Story flags accumulate over a playthrough, and the worst bugs are the ones that strand a player. A progression lock happens when a required flag never got set, so the door that should open stays shut and the player physically cannot continue. These soft locks are catastrophic in a linear experience because there is no combat to retry or alternate path to find; the run is simply over. They usually trace to a flag that depended on a trigger the player skipped.

To track progression bugs you need the complete flag set at the point the player got stuck, plus their position. The flag set tells you which prerequisite is missing, and the position tells you where they were supposed to satisfy it. A report that says I am stuck and cannot continue is hopeless on its own, but the same report with the flag dump shows you in seconds that the open_cellar flag is false because the player approached from an angle that missed its trigger. That is the difference between a fixable bug and an unsolvable mystery.

Audio, timing, and presentation

Walking simulators lean heavily on audio and pacing, so a whole class of bugs is about timing rather than logic. A narration line that plays a beat too early steps on the previous one; a cue tied to a fade that the player outran plays to a black screen; ambient layers that should cross fade instead stack. These do not break progression, but they shatter the carefully built mood, which is the entire product. They are easy to dismiss as polish and costly to leave in.

Timing bugs are reproducible only when you know what was playing and what the player was doing at that instant. Capture the active audio cues, the current sequence, and the player's movement state when the report fires. The fact that a player was sprinting when a walk paced line triggered is often the whole explanation. Treating presentation timing as a tracked bug category, with its own context, keeps the experience as deliberate at the end of development as it was in the script.

Setting it up with Bugnet

Bugnet puts an in game report button right in the experience, so a player who notices a wrong line or a stuck door can flag it without leaving the scene. You wire it to attach the current narrative flag set, the ordered list of fired triggers, the active sequence, and the player's position as custom fields, so each report arrives with the hidden state already exposed.
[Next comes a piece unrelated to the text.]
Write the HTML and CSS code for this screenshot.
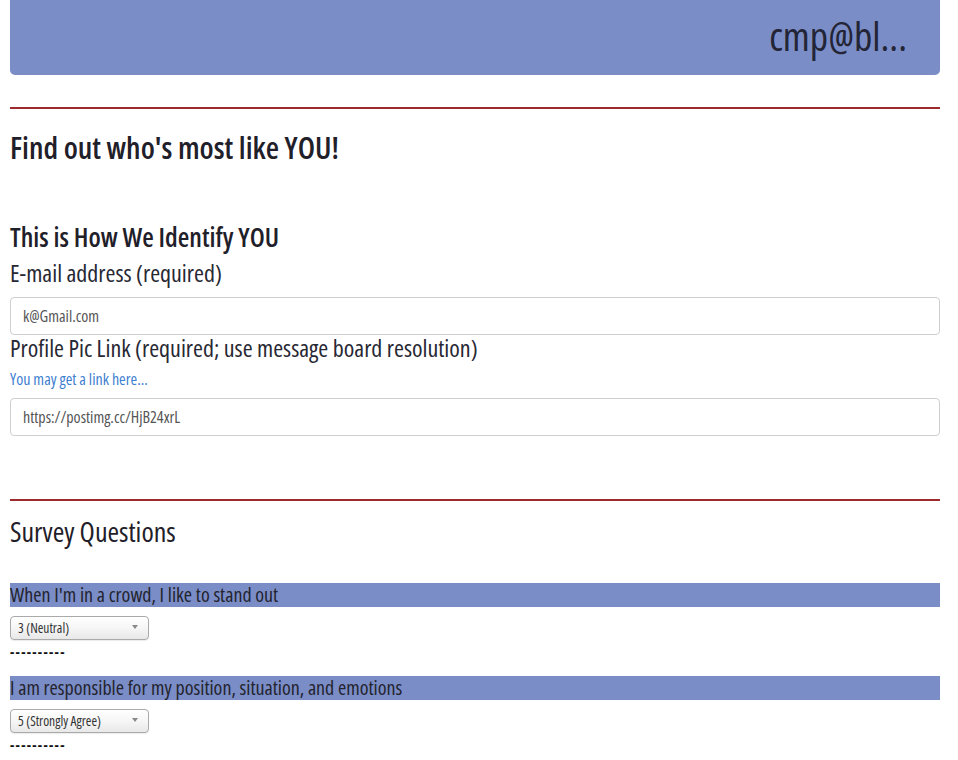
FILE: index.html
```html
<!DOCTYPE html>
<html>
<head>
<meta charset="utf-8">
<title>Survey</title>
<link rel="stylesheet" href="styles.css">
</head>
<body>
<div class="page">
  <header class="topbar"><span class="user">cmp@bl...</span></header>
  <div class="rule rule-top"></div>
  <h1 class="title">Find out who's most like YOU!</h1>
  <h2 class="subtitle">This is How We Identify YOU</h2>
  <label class="field-label" for="email">E-mail address (required)</label>
  <input class="text-input input-email" id="email" type="text" value="k@Gmail.com">
  <label class="field-label label-pic" for="pic">Profile Pic Link (required; use message board resolution)</label>
  <a class="help-link" href="#">You may get a link here...</a>
  <input class="text-input input-pic" id="pic" type="text" value="https://postimg.cc/HjB24xrL">
  <div class="rule rule-survey"></div>
  <h2 class="section-title">Survey Questions</h2>

  <div class="question first">
    <div class="q-text">When I'm in a crowd, I like to stand out</div>
    <span class="select-wrap"><select class="q-select"><option>1 (Strongly Disagree)</option><option>2 (Disagree)</option><option selected>3 (Neutral)</option><option>4 (Agree)</option><option>5 (Strongly Agree)</option></select></span>
    <div class="dashes">----------</div>
  </div>

  <div class="question">
    <div class="q-text">I am responsible for my position, situation, and emotions</div>
    <span class="select-wrap"><select class="q-select"><option>1 (Strongly Disagree)</option><option>2 (Disagree)</option><option>3 (Neutral)</option><option>4 (Agree)</option><option selected>5 (Strongly Agree)</option></select></span>
    <div class="dashes">----------</div>
  </div>
</div>
</body>
</html>
```
FILE: styles.css
```css
html, body {
  margin: 0;
  padding: 0;
  background: #ffffff;
}
body {
  font-family: "Open Sans", "DejaVu Sans Condensed", sans-serif;
  font-stretch: 75%;
  color: #22232d;
}
.page {
  padding: 0 18px 0 10px;
  display: flex;
  flex-direction: column;
  align-items: stretch;
}
.topbar {
  height: 75px;
  background: #7b8dc7;
  border-radius: 0 0 5px 5px;
  display: flex;
  justify-content: flex-end;
  align-items: center;
  padding-right: 33px;
  box-sizing: border-box;
}
.user {
  font-size: 40px;
  line-height: 48px;
  color: #232536;
  margin-top: -4px;
}
.rule {
  height: 0;
  border-top: 2px solid #9d2b2d;
}
.rule-top {
  margin-top: 32px;
}
.title {
  margin: 20px 0 0;
  font-size: 30.5px;
  line-height: 36px;
  font-weight: 600;
  color: #1f2029;
}
.subtitle {
  margin: 57px 0 0;
  font-size: 26.5px;
  line-height: 30px;
  font-weight: 600;
  color: #1f2029;
}
.field-label {
  display: block;
  margin-top: 8px;
  font-size: 24px;
  line-height: 26px;
  color: #272833;
}
.text-input {
  display: block;
  box-sizing: border-box;
  height: 38px;
  margin: 11px 0 0;
  padding: 0 12px;
  border: 1px solid #cfcfcf;
  border-radius: 4px;
  font-family: inherit;
  font-stretch: 75%;
  font-size: 16px;
  color: #555555;
  background: #fff;
}
.label-pic {
  margin-top: 0;
}
.help-link {
  display: block;
  margin-top: 8px;
  font-size: 16px;
  line-height: 20px;
  color: #3f7fd0;
  text-decoration: none;
}
.input-pic {
  margin-top: 9px;
}
.rule-survey {
  margin-top: 63px;
}
.section-title {
  margin: 14px 0 0;
  font-size: 28px;
  line-height: 32px;
  font-weight: normal;
  color: #1f2029;
}
.question {
  display: flex;
  flex-direction: column;
  align-items: flex-start;
  margin-top: 14px;
}
.question.first {
  margin-top: 36px;
}
.q-text {
  align-self: stretch;
  background: #7b8dc7;
  font-size: 20px;
  line-height: 23px;
  height: 24px;
  color: #23242e;
  white-space: nowrap;
}
.select-wrap {
  position: relative;
  display: flex;
  margin-top: 9px;
}
.q-select {
  -webkit-appearance: none;
  appearance: none;
  width: 139px;
  height: 24px;
  box-sizing: border-box;
  padding: 0 0 0 7px;
  border: 1px solid #aaaaaa;
  border-radius: 4px;
  background: linear-gradient(#ffffff 0%, #f6f6f6 50%, #e8e8e8 100%);
  font-family: inherit;
  font-stretch: 75%;
  font-size: 13.5px;
  color: #333;
  box-shadow: 0 1px 1px rgba(0,0,0,0.08);
}
.select-wrap::after {
  content: "";
  position: absolute;
  left: 122px;
  top: 9px;
  border-left: 3px solid transparent;
  border-right: 3px solid transparent;
  border-top: 4px solid #888;
  pointer-events: none;
}
.dashes {
  font-size: 14px;
  line-height: 20px;
  font-weight: bold;
  letter-spacing: 1.3px;
  color: #111;
  margin-top: 2px;
}
```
If a sequence script throws, the crash is captured with a full stack trace and platform context, so a null reference in your trigger code lands with the failing line attached.

Since a badly placed trigger affects everyone who walks the same path, Bugnet folds the duplicate reports into one issue with an occurrence count, so a progression lock that strands hundreds of players is visibly urgent rather than buried among one offs. You can filter the dashboard by the active sequence or by any flag you captured, which lets you see all the reports tied to one chapter at once. That turns vague the story broke complaints into a precise map of which beats are failing and how often.

Authoring for testability

The teams that ship clean walking simulators build their narrative tooling with debugging in mind. They keep an on screen overlay that shows the live flag set and recently fired triggers, they add console commands to jump to any sequence with the correct flags preset, and they log every trigger fire with a timestamp. That instrumentation means a reported bug can be reproduced by jumping to the beat and watching the state, rather than replaying the whole game from the start each time.

Make every reported soft lock into a regression test. If a player could reach a room from an angle that skipped a required trigger, add a check that the prerequisite flag is set before that room becomes reachable, and replay that path on each build. When your default for a narrative bug is load the flag set and jump to the beat, you spend your time tuning the story rather than hunting for which invisible variable went wrong, and the experience you ship unfolds exactly as you wrote it.

Walking simulator bugs are state bugs in disguise. Capture the flags, triggers, and position, and the invisible problem becomes obvious.